Loch Bay has, at a squeeze, 18 covers, with a couple of tables outside you could have a drink at before your meal on a rare sunny day. It’s a cosy, dark, wood-panelled space, in what would formerly have been a cottage, overlooking the bay in the little village of Stein.

There are two menus, a seafood tasting at £55, and a set three-course at £37.50.

Because I do not know when we might be coming back and I want to get as much of this as I can, I choose the tasting menu. C is pulling a face but then, that’s not news.

Crunchy-coated salt herrings and mussels come in a small dish, to dip into homemade mayonnaise. The coating has hints of nuttiness. There is nothing not to like, unless you are C and you don’t like salt herrings. Opportunity knocks and I finish them.

We can’t wait for the soup before demolishing the homemade bread but it doesn’t matter. A soup filled with fat springy mussels, squid, garlic, haricot beans tomatoes and basil, this is like a Scottish soupe au Pistou, fresh with vibrant flavours and a clear, flavourful stock. We look at each other and nod. There is no mistaking the sure hand in the kitchen. It may not be what you think of as Michelin style (no fuss, no over-complicating on the plate, no bits and pieces that you don’t really need) but it is Michelin quality, to the extent that means something.

A brown crab risotto with razor clam, fennel and chilli comes simply presented, the razor clam bridging the plate. I taste the risotto first and it is a perfect example of that combination of simple ingredients turning into the sublime. The crab is almost melted into the buttery squidginess of the rice, which is studded with crunchy bits of fennel. On its own, the risotto would be a great dish. I tip a little of the razor clam onto the rice. Perfectly fresh, delicate clam chunks, olive oil, chilli and fennel fronds are a perfect partner to the rich rice. It’s a combination of genius, without doubt one of the best dishes I’ve had all year.

The large bowl of bourride is such a success I have it the next day for lunch as well. The tasting menu sees it pimped-up from the standard menu version by way of added lobster and a fat cooked oyster. A local crayfish sits on a mound of paper-thin fennel slices, a fat hunk of firm white fish (no, I’m not sure), more mussels, creamy saffron-infused mashed potato and a rich tomato-based stock. It is a meal in itself, despite being only one of six courses.

Dessert brings a choice. A three-in-one of lemon syllabub, chocolate slab and an almond tart with some strawberries on the side, or clootie dumpling, with whisky cream and custard. You know where this is going. The steamed dumpling is a sort of lighter version of Christmas pudding, wrapped in a cloth, the “clootie”. I am partial to a steamed pudding, I can’t lie.

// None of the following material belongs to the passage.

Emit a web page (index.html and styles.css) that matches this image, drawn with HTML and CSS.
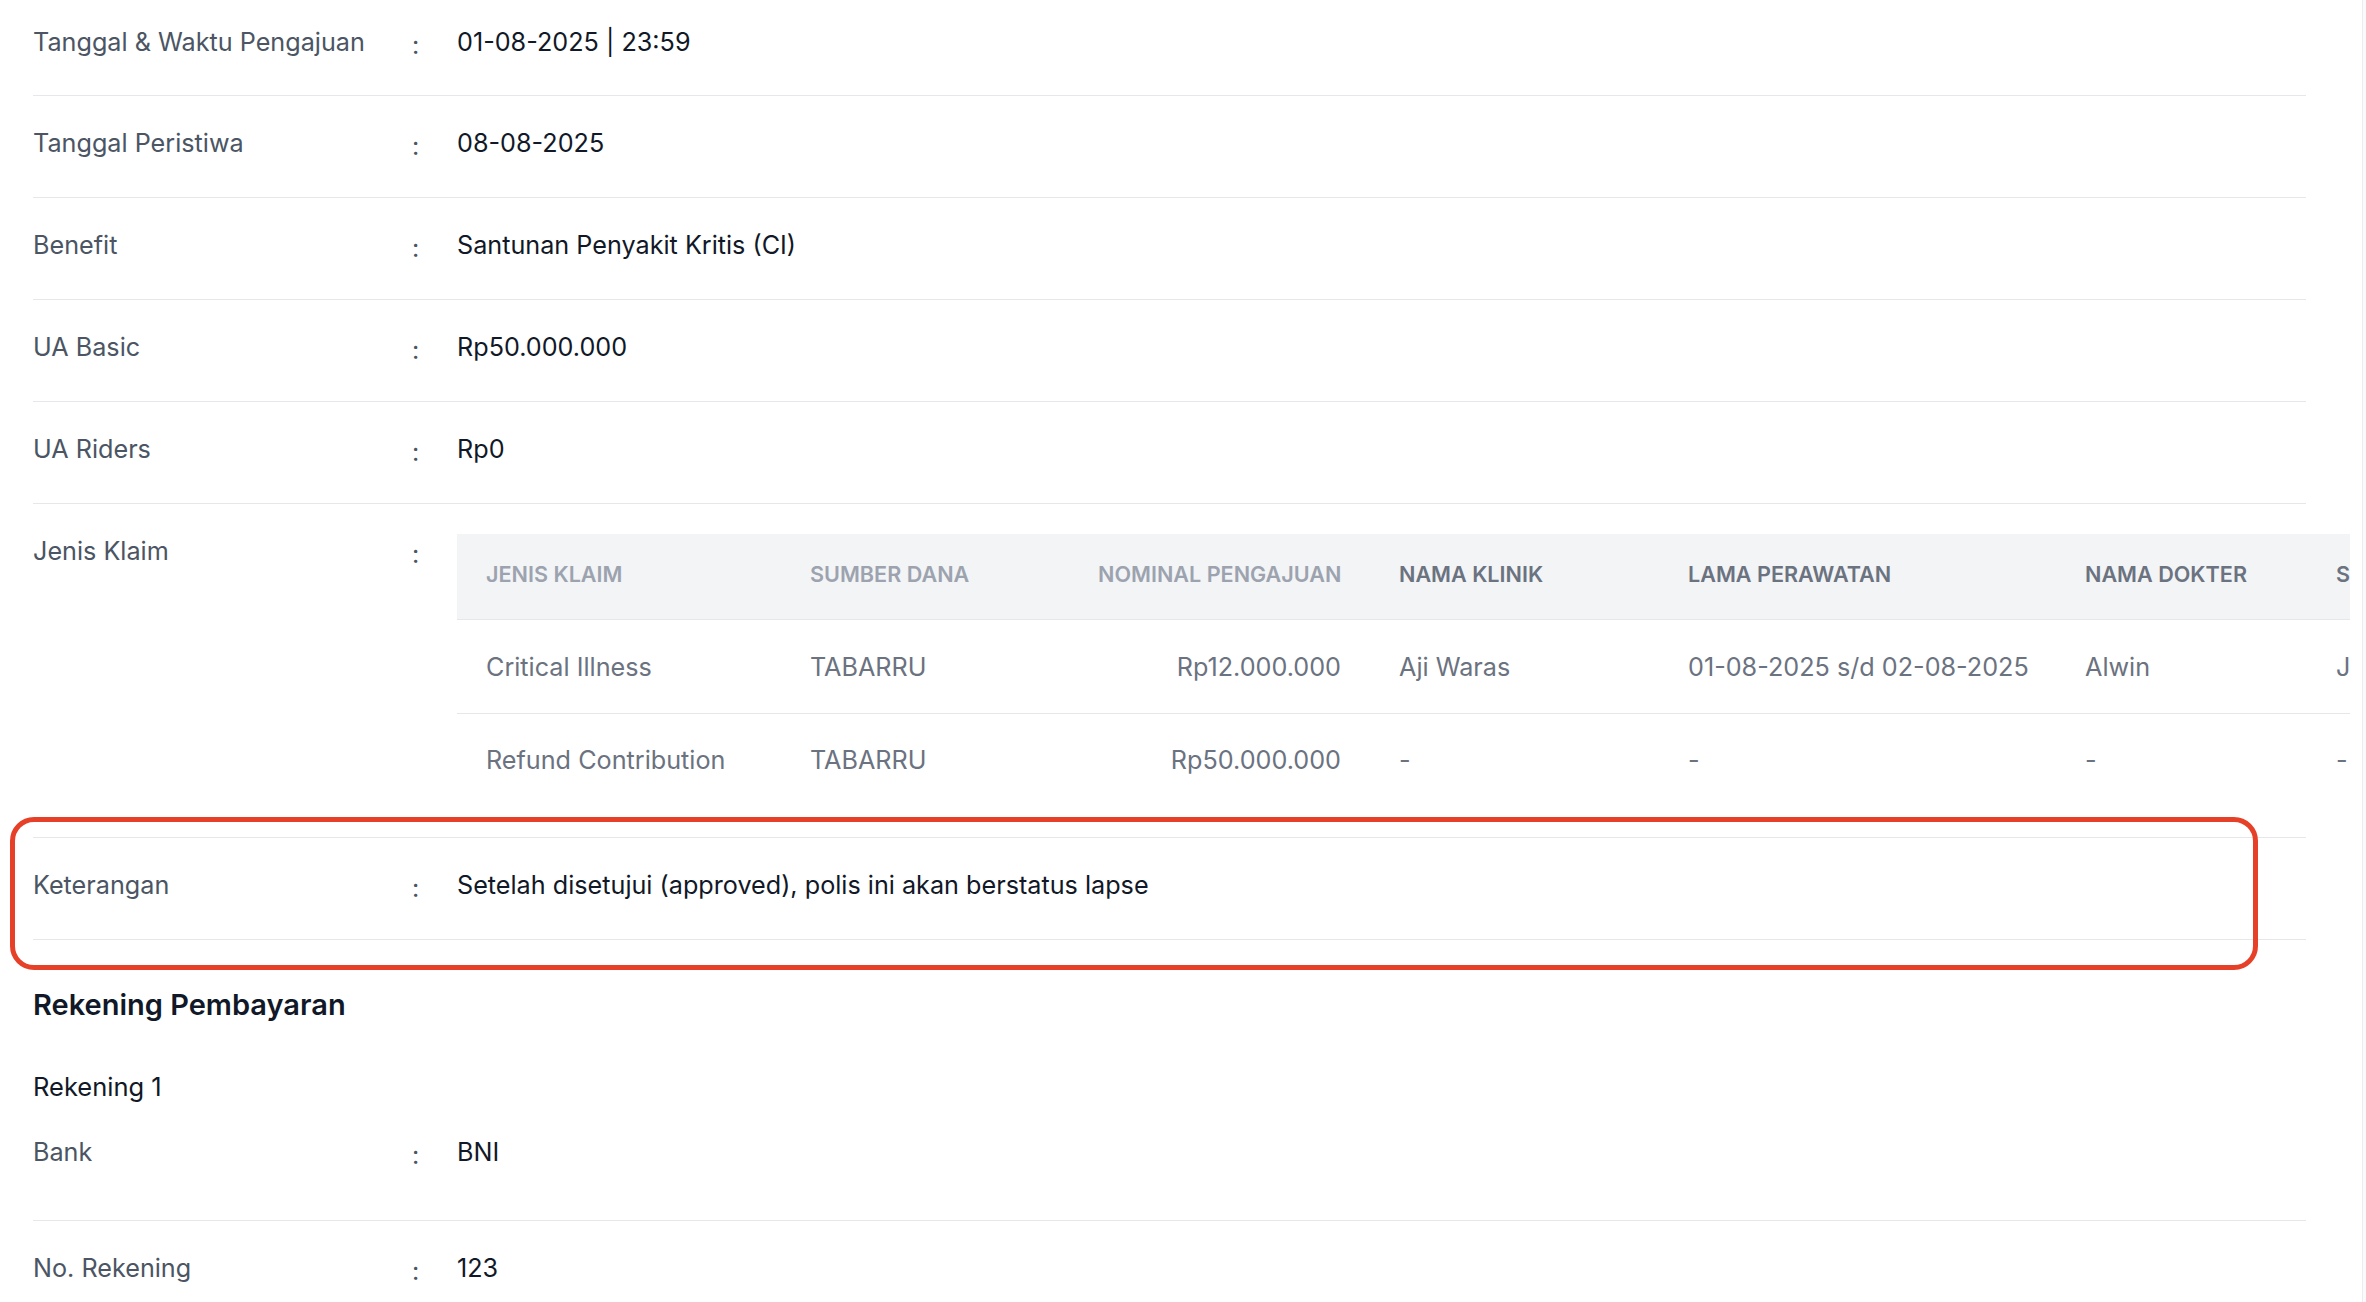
FILE: index.html
```html
<!DOCTYPE html>
<html lang="id">
<head>
<meta charset="utf-8">
<title>Detail Klaim</title>
<link rel="stylesheet" href="styles.css">
</head>
<body>
<div class="scroll-track"></div>
<main class="page">
  <section class="details details-top">
    <div class="row">
      <div class="label">Tanggal &amp; Waktu Pengajuan</div>
      <div class="colon">:</div>
      <div class="value">01-08-2025 | 23:59</div>
    </div>
    <div class="row">
      <div class="label">Tanggal Peristiwa</div>
      <div class="colon">:</div>
      <div class="value">08-08-2025</div>
    </div>
    <div class="row">
      <div class="label">Benefit</div>
      <div class="colon">:</div>
      <div class="value">Santunan Penyakit Kritis (CI)</div>
    </div>
    <div class="row">
      <div class="label">UA Basic</div>
      <div class="colon">:</div>
      <div class="value">Rp50.000.000</div>
    </div>
    <div class="row">
      <div class="label">UA Riders</div>
      <div class="colon">:</div>
      <div class="value">Rp0</div>
    </div>
    <div class="row row-table">
      <div class="label">Jenis Klaim</div>
      <div class="colon">:</div>
      <div class="value value-table">
        <div class="table-wrap">
          <table class="claims">
            <colgroup>
              <col class="c1"><col class="c2"><col class="c3"><col class="c4"><col class="c5"><col class="c6"><col class="c7">
            </colgroup>
            <thead>
              <tr>
                <th class="muted">JENIS KLAIM</th>
                <th class="muted">SUMBER DANA</th>
                <th class="muted num">NOMINAL PENGAJUAN</th>
                <th>NAMA KLINIK</th>
                <th>LAMA PERAWATAN</th>
                <th>NAMA DOKTER</th>
                <th>SPESIALIS</th>
              </tr>
            </thead>
            <tbody>
              <tr>
                <td>Critical Illness</td>
                <td>TABARRU</td>
                <td class="num">Rp12.000.000</td>
                <td>Aji Waras</td>
                <td>01-08-2025 s/d 02-08-2025</td>
                <td>Alwin</td>
                <td>Jantung</td>
              </tr>
              <tr>
                <td>Refund Contribution</td>
                <td>TABARRU</td>
                <td class="num">Rp50.000.000</td>
                <td>-</td>
                <td>-</td>
                <td>-</td>
                <td>-</td>
              </tr>
            </tbody>
          </table>
        </div>
      </div>
    </div>
    <div class="row">
      <div class="label">Keterangan</div>
      <div class="colon">:</div>
      <div class="value">Setelah disetujui (approved), polis ini akan berstatus lapse</div>
    </div>
  </section>

  <h2 class="section-title">Rekening Pembayaran</h2>
  <h3 class="sub-title">Rekening 1</h3>
  <section class="details">
    <div class="row row-bank">
      <div class="label">Bank</div>
      <div class="colon">:</div>
      <div class="value">BNI</div>
    </div>
    <div class="row">
      <div class="label">No. Rekening</div>
      <div class="colon">:</div>
      <div class="value">123</div>
    </div>
  </section>

  <div class="highlight"></div>
</main>
</body>
</html>
```

FILE: styles.css
```css
* { box-sizing: border-box; }

html, body {
  margin: 0;
  padding: 0;
  background: #ffffff;
}

body {
  font-family: Inter, "Noto Sans", "Liberation Sans", sans-serif;
  font-size: 25.2px;
  line-height: 36px;
  color: #111827;
  overflow: hidden;
  height: 1302px;
}

.page {
  position: relative;
  display: flow-root;
  width: 2273px;
  margin-left: 33px;
}

.details-top {
  margin-top: -5.5px;
}

.row {
  display: grid;
  grid-template-columns: 379px 45px 1fr;
  align-items: start;
  padding: 29px 0 35.9px;
  border-bottom: 1px solid #e5e7eb;
}

.row:last-child {
  border-bottom: none;
}

.details-top .row:last-child {
  border-bottom: 1px solid #e5e7eb;
}

.label {
  color: #4b5563;
  line-height: 36px;
}

.colon {
  color: #4b5563;
  padding-top: 6px;
  line-height: 30px;
}

.value {
  color: #111827;
  min-width: 0;
  line-height: 36px;
}

.row-table {
  padding-bottom: 31px;
}

.value-table {
  margin-right: -44px;
  padding-top: 1px;
}

.table-wrap {
  overflow: hidden;
  width: 100%;
}

.claims {
  border-collapse: collapse;
  table-layout: fixed;
  width: 2150px;
}

.claims col.c1 { width: 324px; }
.claims col.c2 { width: 288px; }
.claims col.c3 { width: 301px; }
.claims col.c4 { width: 289px; }
.claims col.c5 { width: 397px; }
.claims col.c6 { width: 251px; }
.claims col.c7 { width: 300px; }

.claims th {
  background: #f3f4f6;
  color: #6b7280;
  font-size: 21.6px;
  font-weight: 600;
  line-height: 32px;
  text-align: left;
  padding: 24px 28px 29.5px 29px;
  border-bottom: 1px solid #e5e7eb;
  white-space: nowrap;
}

.claims th.muted {
  color: #9ca3af;
}

.claims td {
  color: #6b7280;
  padding: 28.2px 28px 28.2px 29px;
  line-height: 36px;
  white-space: nowrap;
}

.claims tbody tr + tr td {
  border-top: 1px solid #e5e7eb;
}

.claims .num {
  text-align: right;
  padding-right: 29px;
}

.section-title {
  margin: 44.5px 0 0;
  font-size: 29px;
  line-height: 40px;
  font-weight: 600;
  color: #111827;
}

.sub-title {
  margin: 44px 0 0;
  font-size: 25.5px;
  line-height: 36px;
  font-weight: 400;
  color: #111827;
}

.row-bank {
  padding-bottom: 50px;
  border-bottom: 1px solid #e5e7eb;
}

.highlight {
  position: absolute;
  left: -23px;
  top: 817px;
  width: 2248px;
  height: 153px;
  border: 5px solid #e64128;
  border-radius: 24px;
  pointer-events: none;
}

.scroll-track {
  position: fixed;
  top: 0;
  right: 0;
  width: 4px;
  height: 100%;
  background: #fafafa;
  border-left: 1px solid #ececec;
}
```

“You’re not going to finish that are you?” says C, as I demolish half of the dumpling.

“No, of course not,” I say, in a rare moment of seeing myself for the pig that I am. I could easily have eaten all of it and also the remainder of his dessert, left partly uneaten, because he is “full”, he tells me. Pah. He doesn’t know what full is.

I have the trio the next day and C has a massive chocolate brownie with proper chocolate sauce that I eat from the jug by pouring it directly onto my spoon. I’m not proud. Also: they brought me sea salted chips, on the house, because they saw me ask C if he wanted them with his beef and sensed my sadness when he said declined. Restaurants that read your mind, what could be better?

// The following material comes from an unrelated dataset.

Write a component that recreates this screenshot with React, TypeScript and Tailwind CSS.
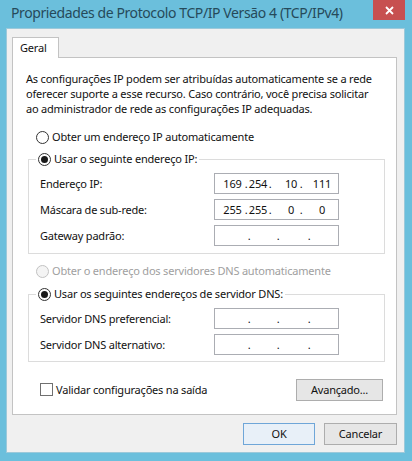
const font = "font-['Noto_Sans','Open_Sans',sans-serif]";

function Radio({ checked = false, disabled = false }: { checked?: boolean; disabled?: boolean }) {
  return (
    <span
      className={
        disabled
          ? "flex h-[13px] w-[13px] shrink-0 items-center justify-center rounded-full border border-[#c2c2c2] bg-[#f4f4f4]"
          : "flex h-[13px] w-[13px] shrink-0 items-center justify-center rounded-full border border-[#333333] bg-white"
      }
    >
      {checked && <span className="h-[7px] w-[7px] rounded-full bg-[#1a1a1a]" />}
    </span>
  );
}

function Dot({ w }: { w: string }) {
  return <span className={`${w} shrink-0 text-center`}>.</span>;
}

function IpBox({ parts }: { parts?: string[] }) {
  // filled and empty ip controls place their dots a little differently
  return (
    <div className="flex h-[21px] w-[125px] items-center border border-[#abadb3] bg-white pl-px text-[11px] text-[#111]">
      {parts ? (
        <>
          <span className="w-[5px] shrink-0" />
          <span className="w-[23px] shrink-0 text-center">{parts[0]}</span>
          <Dot w="w-[4px]" />
          <span className="w-[20px] shrink-0 text-center">{parts[1]}</span>
          <Dot w="w-[4px]" />
          <span className="w-[11px] shrink-0" />
          <span className="w-[16px] shrink-0 text-center">{parts[2]}</span>
          <Dot w="w-[4px]" />
          <span className="w-[3px] shrink-0" />
          <span className="w-[32px] shrink-0 text-center">{parts[3]}</span>
        </>
      ) : (
        <>
          <span className="w-[31px] shrink-0" />
          <Dot w="w-[4px]" />
          <span className="w-[25px] shrink-0" />
          <Dot w="w-[4px]" />
          <span className="w-[27px] shrink-0" />
          <Dot w="w-[4px]" />
        </>
      )}
    </div>
  );
}

function Row({ label, parts }: { label: string; parts?: string[] }) {
  return (
    <div className="flex h-[21px] items-center">
      <span className="w-[174px] whitespace-nowrap">{label}</span>
      <IpBox parts={parts} />
    </div>
  );
}

function Button({ children, primary = false, width }: { children: string; primary?: boolean; width: string }) {
  return (
    <div
      className={
        primary
          ? `flex h-[22px] ${width} items-center justify-center border border-[#6fa6d8] bg-[#e8f0f8]`
          : `flex h-[22px] ${width} items-center justify-center border border-[#adadad] bg-[#e6e6e6]`
      }
    >
      {children}
    </div>
  );
}

export default function App() {
  return (
    <div
      className={`h-[461px] w-[412px] overflow-hidden bg-[#6bbfdc] ${font} text-[11px] leading-[16px] tracking-[-0.2px] text-[#111]`}
    >
      {/* Title bar */}
      <div className="flex h-[28px] items-start">
        <span className="whitespace-nowrap pl-[11px] pt-[3px] text-[14px] leading-[20px] tracking-[-0.4px] text-[#264a5a]">
          Propriedades de Protocolo TCP/IP Versão 4 (TCP/IPv4)
        </span>
        <div className="ml-auto mr-[7px] flex h-[20px] w-[32px] shrink-0 items-center justify-center bg-[#c75050]">
          <svg width="9" height="9" viewBox="0 0 9 9">
            <path d="M1 1L8 8M8 1L1 8" stroke="white" strokeWidth="1.8" />
          </svg>
        </div>
      </div>

      {/* Client area */}
      <div className="ml-[6px] flex h-[425px] w-[399px] flex-col border border-[#9cc9da] bg-[#f0f0f0]">
        {/* Tab */}
        <div className="relative z-10 -mb-px ml-[5px] mt-[8px] flex h-[21px] w-[47px] items-center border border-b-0 border-[#c3c3c3] bg-white pl-[7px]">
          Geral
        </div>

        {/* Tab panel */}
        <div className="ml-[5px] flex h-[358px] w-[385px] flex-col border border-[#c3c3c3] bg-white">
          <p className="ml-[13px] mt-[13px] whitespace-nowrap leading-[15px]">
            As configurações IP podem ser atribuídas automaticamente se a rede
            <br />
            oferecer suporte a esse recurso. Caso contrário, você precisa solicitar
            <br />
            ao administrador de rede as configurações IP adequadas.
          </p>

          <div className="ml-[23px] mt-[13px] flex h-[16px] items-center gap-[3px]">
            <Radio />
            <span>Obter um endereço IP automaticamente</span>
          </div>

          <fieldset className="ml-[15px] mt-[6px] w-[357px] border border-[#dcdcdc] pb-[7px] pl-[11px]">
            <legend className="ml-[-4px] flex h-[16px] items-center gap-[3px] px-[2px]">
              <Radio checked />
              <span>Usar o seguinte endereço IP:</span>
            </legend>
            <div className="flex flex-col gap-[5px] pt-[6px]">
              <Row label="Endereço IP:" parts={["169", "254", "10", "111"]} />
              <Row label="Máscara de sub-rede:" parts={["255", "255", "0", "0"]} />
              <Row label="Gateway padrão:" />
            </div>
          </fieldset>

          <div className="ml-[23px] mt-[9px] flex h-[16px] items-center gap-[3px] text-[#a0a0a0]">
            <Radio disabled />
            <span>Obter o endereço dos servidores DNS automaticamente</span>
          </div>

          <fieldset className="ml-[15px] mt-[7px] w-[357px] border border-[#dcdcdc] pb-[6px] pl-[11px]">
            <legend className="ml-[-4px] flex h-[16px] items-center gap-[3px] px-[2px]">
              <Radio checked />
              <span>Usar os seguintes endereços de servidor DNS:</span>
            </legend>
            <div className="flex flex-col gap-[5px] pt-[6px]">
              <Row label="Servidor DNS preferencial:" />
              <Row label="Servidor DNS alternativo:" />
            </div>
          </fieldset>

          <div className="mt-[17px] flex h-[21px] items-center">
            <span className="ml-[27px] h-[13px] w-[13px] shrink-0 border border-[#707070] bg-white" />
            <span className="ml-[3px]">Validar configurações na saída</span>
            <div className="ml-auto mr-[13px]">
              <Button width="w-[87px]">Avançado...</Button>
            </div>
          </div>
        </div>

        {/* Dialog buttons */}
        <div className="mr-[7px] mt-[8px] flex justify-end gap-[9px]">
          <Button primary width="w-[72px]">
            OK
          </Button>
          <Button width="w-[73px]">Cancelar</Button>
        </div>
      </div>
    </div>
  );
}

And because you need to know, we also had very good coffee and cake at the Red Roof Inn, in Glendale. Their coffee comes from my favourite producer, Workshop coffee, and the cakes are homemade.  Some are even gluten-free but I forgive them for that.

Lobster-a plenty and oysters shucked in front of you are also to be had at The Oyster Shed, where afterwards you will need to go on the Talisker Tasting tour. A whole lobster and chips for £16.50. Worth a detour.

I expect it helped that the sun shone every day we were there and that is clearly an aberration, but Skye is the sort of place where you’ll be made very welcome in the inevitable storm and with a little hunting around there is good food to be had in some of the most unlikely locations.

Letting the days go by, in Skye, scenery to take your breath away, food to feed your soul or should that be the other way round?  Both work.